Why vzeroall/vzeroupper on Intel?

Melzzzzz

unread,

Nov 28, 2014, 3:56:00 PM11/28/14

to

As I checked these instructions are needed on Intel CPU's
to clear YMM registers before AVX usage in order to
perform well.
Also I have noticed major slowdown (on Intel) when mixing
SSE and AVX instructions. I heard that AMD CPU's does not
have such problem. Is this something to do with better design,
or is it difficult and has some implications?

JohnG

unread,

Nov 28, 2014, 8:18:08 PM11/28/14

to

For Intel, see "Intel® 64 and IA-32 Architectures Optimization Reference Manual" sec 11.3

http://www.intel.com/content/www/us/en/architecture-and-technology/64-ia-32-architectures-optimization-manual.html

For AMD, see "Software Optimization Guide for AMD Family 15h Processors" sec 5.5

http://support.amd.com/TechDocs/47414_15h_sw_opt_guide.pdf

-JohnG

Melzzzzz

unread,

Nov 29, 2014, 12:34:15 AM11/29/14

to

Seems that I was wrong. AMD has same rules as Intel when mixing
128/256 bit, so it seems...

Dunamis777

unread,

Nov 30, 2014, 4:13:55 PM11/30/14

to

Melzzzz,

Executing VZEROALL/VZEROUPPER at the *end* of a section of AVX code allows an x86 core to free up physical (rename) registers to speed up execution of subsequent SSE code ... though I didn't think you needed to execute them *before* AVX usage.

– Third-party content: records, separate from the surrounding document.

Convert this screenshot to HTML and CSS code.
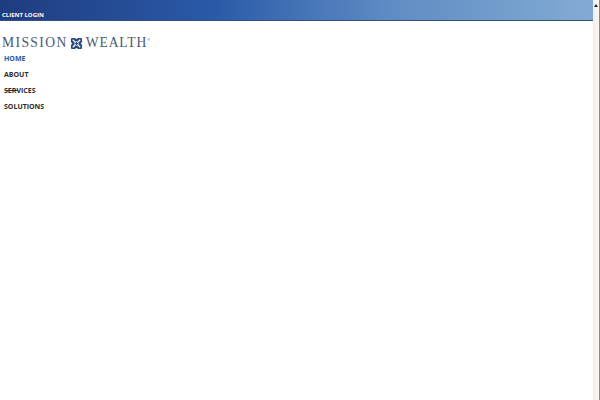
FILE: index.html
```html
<!DOCTYPE html>
<html lang="en">
<head>
<meta charset="utf-8">
<title>Mission Wealth</title>
<link rel="stylesheet" href="styles.css">
</head>
<body>
<div class="page">
  <main class="content">
    <header class="topbar"><a class="login" href="#">CLIENT LOGIN</a></header>
    <a class="logo" href="#">
      <span class="word">MISSION</span>
      <svg class="mark" viewBox="0 0 14 14" width="13" height="13" aria-hidden="true">
        <path d="M1 2.200Q1 1 2.200 1H5.500L7 2.500 8.500 1H11.800Q13 1 13 2.200V5.500L11.500 7 13 8.500V11.800Q13 13 11.800 13H8.500L7 11.500 5.500 13H2.200Q1 13 1 11.800V8.500L2.500 7 1 5.500Z" fill="#27487f"/>
        <path d="M3 3 11 11M11 3 3 11" stroke="#fff" stroke-width="1.300"/>
        <path d="M7 4.800 9.200 7 7 9.200 4.800 7Z" fill="#27487f" stroke="#fff" stroke-width="0.800"/>
      </svg>
      <span class="word wealth">WEALTH</span><sup class="reg">®</sup>
    </a>
    <nav class="menu">
      <a class="item active" href="#">HOME</a>
      <a class="item" href="#">ABOUT</a>
      <a class="item services" href="#">SERVICES<span class="strike"></span></a>
      <a class="item" href="#">SOLUTIONS</a>
    </nav>
  </main>
  <div class="scrollbar">
    <span class="arrow"></span>
  </div>
</div>
</body>
</html>
```
FILE: styles.css
```css
* { box-sizing: border-box; }
html, body { margin: 0; height: 100%; background: #fff; overflow: hidden; }
.page { display: flex; width: 600px; height: 400px; }
.content { flex: 1; min-width: 0; }
.topbar {
  height: 21px;
  padding: 11px 0 0 2px;
  background: linear-gradient(90deg, #1f3c7f 0%, #2a5aa8 36%, #5f8cc4 66%, #82abd3 100%);
  border-bottom: 1px solid #34527f;
}
.login {
  display: block;
  font: 700 6px/8px "Open Sans", sans-serif;
  color: #fff;
  text-decoration: none;
}
.logo {
  display: flex;
  align-items: center;
  margin: 15px 0 0 2px;
  height: 14px;
  color: #4a5872;
  text-decoration: none;
}
.word { font: 400 13.600px/14px "Liberation Serif", serif; letter-spacing: 1.400px; }
.wealth { letter-spacing: 0.900px; }
.mark { margin: 0 3px 0 2px; flex: none; }
.reg { font: 400 4px/4px "Liberation Sans", sans-serif; align-self: flex-start; margin: 2px 0 0 0; }
.menu { display: flex; flex-direction: column; margin-top: 1px; padding-left: 4px; }
.item {
  height: 16px;
  font: 700 7px/16px "Open Sans", sans-serif;
  color: #2b2b2b;
  text-decoration: none;
}
.active { color: #2a5a9e; }
.services { position: relative; align-self: flex-start; }
.strike {
  position: absolute;
  left: 1px;
  top: 7px;
  width: 13px;
  height: 1px;
  background: #333;
}
.scrollbar {
  flex: none;
  width: 7px;
  background: linear-gradient(90deg, #f4eee9, #faf7f4);
  border-right: 1px solid #8a8a8a;
  display: flex;
  justify-content: center;
  padding-top: 4px;
}
.arrow {
  width: 0;
  height: 0;
  border: 2px solid transparent;
  border-top: 0;
  border-bottom: 3px solid #222;
}
```
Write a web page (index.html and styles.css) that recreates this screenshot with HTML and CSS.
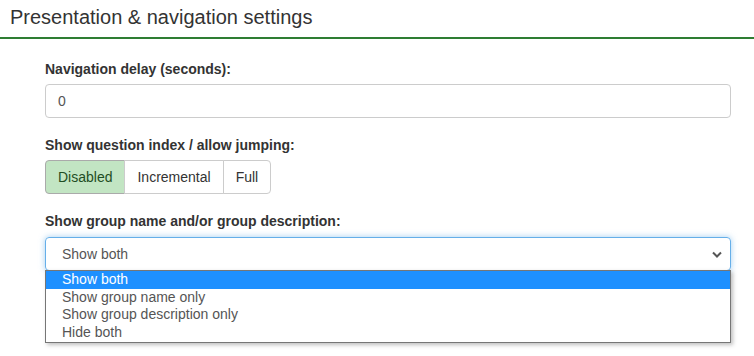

For instance, let's say a microarchitecture is mapping a 256-bit AVX architectural/logical register (XMM0-XMM15) to 2 x 128-bit physical registers i.e the width of the logical register is twice the width of the physical register. During execution of AVX-256 code that touches all 16 XMM regs, a max of 16*2=32 physical registers are consumed from the physical register file to map to the 16 XMM logical registers. But after execution of VZEROUPPER, the 16 'upper' registers can be freed and returned to the rename pool of free registers. Upon execution of VZEROALL, 32 regs can be freed and returned to the rename pool of free registers. This can be done with the help of additional state per logical register, which we can refer to as zero bits (z-bits) that are maintained in the speculative register map. The z-bits indicates whether the upper 128b of a register is zero or its lower 128b is zero. Freeing up physical regs can allow a subsequent section of SSE code to execute faster so it's a good practice to insert a VZEROALL/VZEROUPPER at end of AVX subroutine to give a hint to the hardware to free up resources, if in fact, software doesn't intend to execute AVX code for some time.

With regards to mixing SSE and AVX code, I would expect a penalty on both Intel and AMD CPUs when transitioning between SSE <-> AVX-256 code. Are you also seeing a penalty when transitioning between SSE <-> AVX-128 code and if so, on which CPUs are you seeing this penalty and can you provide an estimate of how much it is?

Melzzzzz

unread,

Nov 30, 2014, 4:55:20 PM11/30/14

to

On Sun, 30 Nov 2014 13:13:51 -0800 (PST)
Dunamis777 <kelvin...@gmail.com> wrote:

> Melzzzz,

>
> With regards to mixing SSE and AVX code, I would expect a penalty on
> both Intel and AMD CPUs when transitioning between SSE <-> AVX-256
> code. Are you also seeing a penalty when transitioning between SSE
> <-> AVX-128 code and if so, on which CPUs are you seeing this penalty
> and can you provide an estimate of how much it is?

Didn't checked that, but I guess that mixing 128bit SSE with 128bit
AVX is fine.
Yes, checked, 128 bit is fine. (i7 4790)

>